# Weight on an Elastic thread question.

1. Jul 26, 2010

### Firefox123

From http://star.tau.ac.il/QUIZ/ [Broken] website:

This problem can also be found on page 32 http://kvant.mirror1.mccme.ru/1990/05/resheniya_zadach_f1206_-_f1212.htm [Broken], but it's in Russian so might be hard to read...

Can someone explain this solution? Is it always true that F=Fo/2? Don't we need to know some details about the thread?

I would think this is just a nonhomogeneous differential equation with a force "F".

What do you guys think about the solution? Does it always hold true in general?

Last edited by a moderator: May 4, 2017
2. Jul 26, 2010

### K^2

The wording is a little bit weird, but yes, it's exactly F0/2.

Simplest way to see this. If you gradually apply a force and increase it to F, you displace the mass by F/k. This new point is the new equilibrium point.

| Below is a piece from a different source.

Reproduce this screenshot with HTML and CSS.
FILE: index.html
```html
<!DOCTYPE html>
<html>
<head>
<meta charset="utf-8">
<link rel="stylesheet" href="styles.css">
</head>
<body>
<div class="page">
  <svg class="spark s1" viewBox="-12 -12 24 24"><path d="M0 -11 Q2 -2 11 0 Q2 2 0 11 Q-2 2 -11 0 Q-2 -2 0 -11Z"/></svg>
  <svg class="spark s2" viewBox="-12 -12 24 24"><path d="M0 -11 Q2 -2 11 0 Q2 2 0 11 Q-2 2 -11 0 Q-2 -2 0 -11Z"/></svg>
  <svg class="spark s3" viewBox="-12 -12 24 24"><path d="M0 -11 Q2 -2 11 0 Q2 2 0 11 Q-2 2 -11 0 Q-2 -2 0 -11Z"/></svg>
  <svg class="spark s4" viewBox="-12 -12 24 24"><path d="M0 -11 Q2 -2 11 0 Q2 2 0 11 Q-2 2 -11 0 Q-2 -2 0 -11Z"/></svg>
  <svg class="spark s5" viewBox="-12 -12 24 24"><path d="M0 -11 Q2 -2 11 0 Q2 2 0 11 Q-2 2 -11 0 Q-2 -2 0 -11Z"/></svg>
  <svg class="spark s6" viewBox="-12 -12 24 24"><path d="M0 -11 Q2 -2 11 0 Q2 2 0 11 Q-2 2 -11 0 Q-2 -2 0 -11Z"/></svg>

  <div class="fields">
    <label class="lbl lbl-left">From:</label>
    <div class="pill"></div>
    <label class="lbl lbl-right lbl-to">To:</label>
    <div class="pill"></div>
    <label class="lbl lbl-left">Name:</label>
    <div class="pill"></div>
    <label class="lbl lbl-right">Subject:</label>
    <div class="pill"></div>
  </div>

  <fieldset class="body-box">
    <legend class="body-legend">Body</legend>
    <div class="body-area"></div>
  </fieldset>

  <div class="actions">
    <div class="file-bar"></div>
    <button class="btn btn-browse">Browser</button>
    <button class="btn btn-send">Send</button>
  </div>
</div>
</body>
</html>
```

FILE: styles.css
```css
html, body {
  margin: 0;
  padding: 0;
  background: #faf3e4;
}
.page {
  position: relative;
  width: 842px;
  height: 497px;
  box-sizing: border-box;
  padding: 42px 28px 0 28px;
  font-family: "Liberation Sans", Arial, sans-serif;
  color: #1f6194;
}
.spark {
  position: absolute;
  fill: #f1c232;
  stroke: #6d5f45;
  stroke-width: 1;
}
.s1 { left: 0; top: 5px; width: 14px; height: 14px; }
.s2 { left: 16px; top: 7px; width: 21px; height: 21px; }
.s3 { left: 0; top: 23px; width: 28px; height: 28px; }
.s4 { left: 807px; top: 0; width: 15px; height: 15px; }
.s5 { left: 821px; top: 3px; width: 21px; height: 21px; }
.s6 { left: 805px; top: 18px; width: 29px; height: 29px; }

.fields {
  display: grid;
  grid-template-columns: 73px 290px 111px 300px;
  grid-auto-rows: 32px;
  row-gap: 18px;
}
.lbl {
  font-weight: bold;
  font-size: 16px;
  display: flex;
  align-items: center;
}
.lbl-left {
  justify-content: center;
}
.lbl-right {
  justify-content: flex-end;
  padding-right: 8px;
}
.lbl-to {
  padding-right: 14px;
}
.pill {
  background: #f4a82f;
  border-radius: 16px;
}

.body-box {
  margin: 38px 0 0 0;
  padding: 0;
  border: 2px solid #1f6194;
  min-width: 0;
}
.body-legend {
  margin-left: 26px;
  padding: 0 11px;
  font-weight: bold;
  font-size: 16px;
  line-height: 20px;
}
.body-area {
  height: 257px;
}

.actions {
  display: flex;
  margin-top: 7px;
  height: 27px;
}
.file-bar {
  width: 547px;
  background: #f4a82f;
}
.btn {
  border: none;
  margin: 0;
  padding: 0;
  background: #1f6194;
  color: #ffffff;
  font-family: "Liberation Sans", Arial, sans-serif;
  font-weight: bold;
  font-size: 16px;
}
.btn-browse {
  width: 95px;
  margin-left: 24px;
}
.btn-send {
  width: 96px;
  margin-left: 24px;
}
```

If you instantly add point F, the equilibrium is still shifted by F/k, but mass has not moved yet. It will accelerate towards equilibrium point, overshoot it, and pass it by another F/k. So now the mass is 2F/k from point where it was before you applied force, and that means total force on the thread is 2F.

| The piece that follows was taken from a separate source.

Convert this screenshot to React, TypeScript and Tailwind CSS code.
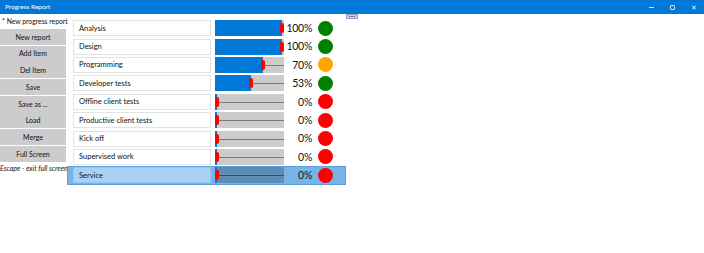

So by applying a force instantly, you cause maximum force to be twice the applied force, and that means you can break the thread by applying only 1/2 of the force you need to break it.

Edit: It's not clear from wording of the problem, but the Quant's solution starts out by stating that they treat the thread as obeying Hook's Law, which is fair for a tight thread with low elasticity.

3. Jul 26, 2010

### Firefox123

K^2....

Okay....

Makes sense...

How do we know it will overshoot by exactly F/k?

That makes sense assuming the overshoot is exactly F/k.....

That seems reasonable....

4. Jul 26, 2010

### K^2

$$m\ddot{x} + kx - F - mg = 0$$

Suppose the following is a solution.
$$x = A cos(\omega t) + D$$

Substituting...
$$- \omega^2 m A cos(\omega t) + k A cos(\omega t) + kD - F - mg = 0$$

Since it must hold for all t, there are actually two equations there.
$$k = \omega^2 m$$
and
$$kD = F + mg$$

Amplitude A is determined by initial condition. The oscillations have frequency ω=sqrt(k/m), no surprise. And the oscillations take the mass to ±A from point x=D=(mg+F)/k, which is the equilibrium point. Since the object starts at old equilibrium point (mg/k) and new equilibrium point is (mg+F)/k, amplitude A is trivially given by A=(mg+F)/k-mg/k = F/k.

So the maximum is achieved at x=D+A=mg/k+2F/k, the total force there is mg+2F. If mg+2F = mg+F0, the thread breaks. So F=F0/2.

5. Jul 27, 2010

### Firefox123

Got it....makes perfect sense.

Thanks.

6. Jul 27, 2010

### femr2

Hi :)

I have no issue with the solution Fo/2 as the theoretical limiting case.

However, the example is simplified and omits many real-world factors such as damping ratio of the thread, energy dissipation of any kind (such as generation of heat), external resistance such as conducting the experiment in treacle rather than a vaccuum (drag coefficient), etc etc...

Are all here agreed that the solution Fo/2 is the theoretical limiting case, and that in any real-world scenario, solutions can tend to Fo/2, but cannot reach it exactly ?

7. Jul 27, 2010

### K^2

For a tight thread, all of these coefficients are not going to play a big role in a single oscillation. I suppose, you can "break" the solution by introducing a material that has a lot of viscous give before it snaps.

So yeah, it's an approximation, but it's an extremely good one.

8. Jul 27, 2010

### femr2

Thanks.

An example I've used in other venues is using natural rubber as the material for the elastic thread.

Natural rubber has a damping ratio range of 0.01 to 0.08.

Incorporating damping ratio for xmax results in the following in other texts I've looked at...

xmax = $$\stackrel{F}{k}$$(1+e-$$\zeta$$$$\pi$$)

Not used to the formatting here I'm afraid - xmax=F/k*(1+e^-zeta*pi)

Where $$\zeta$$ (zeta) is the damping ratio.

Applying 0.08 to (1+e-$$\zeta$$$$\pi$$) = 1.78

Using damping ratio of zero results in 2 as expected.

I agree that Fo/2 is a reasonable approximation for general use, but do think that 1.78 is a quite significant difference to 2.

Any issues there ?

ETA: It would also be useful to have opinion on Fo/2 being an unattainable limiting case in any real-world scenario. I cannot think of any real-world situation which would allow for exactly Fo/2 to be reached. Splitting hairs of course, but it would be useful to have additional confirmation. Would imply a material with a damping ratio of exactly zero.

Last edited: Jul 27, 2010
9. Jul 27, 2010

### Firefox123

Can anyone confirm or deny what femr2 is saying here?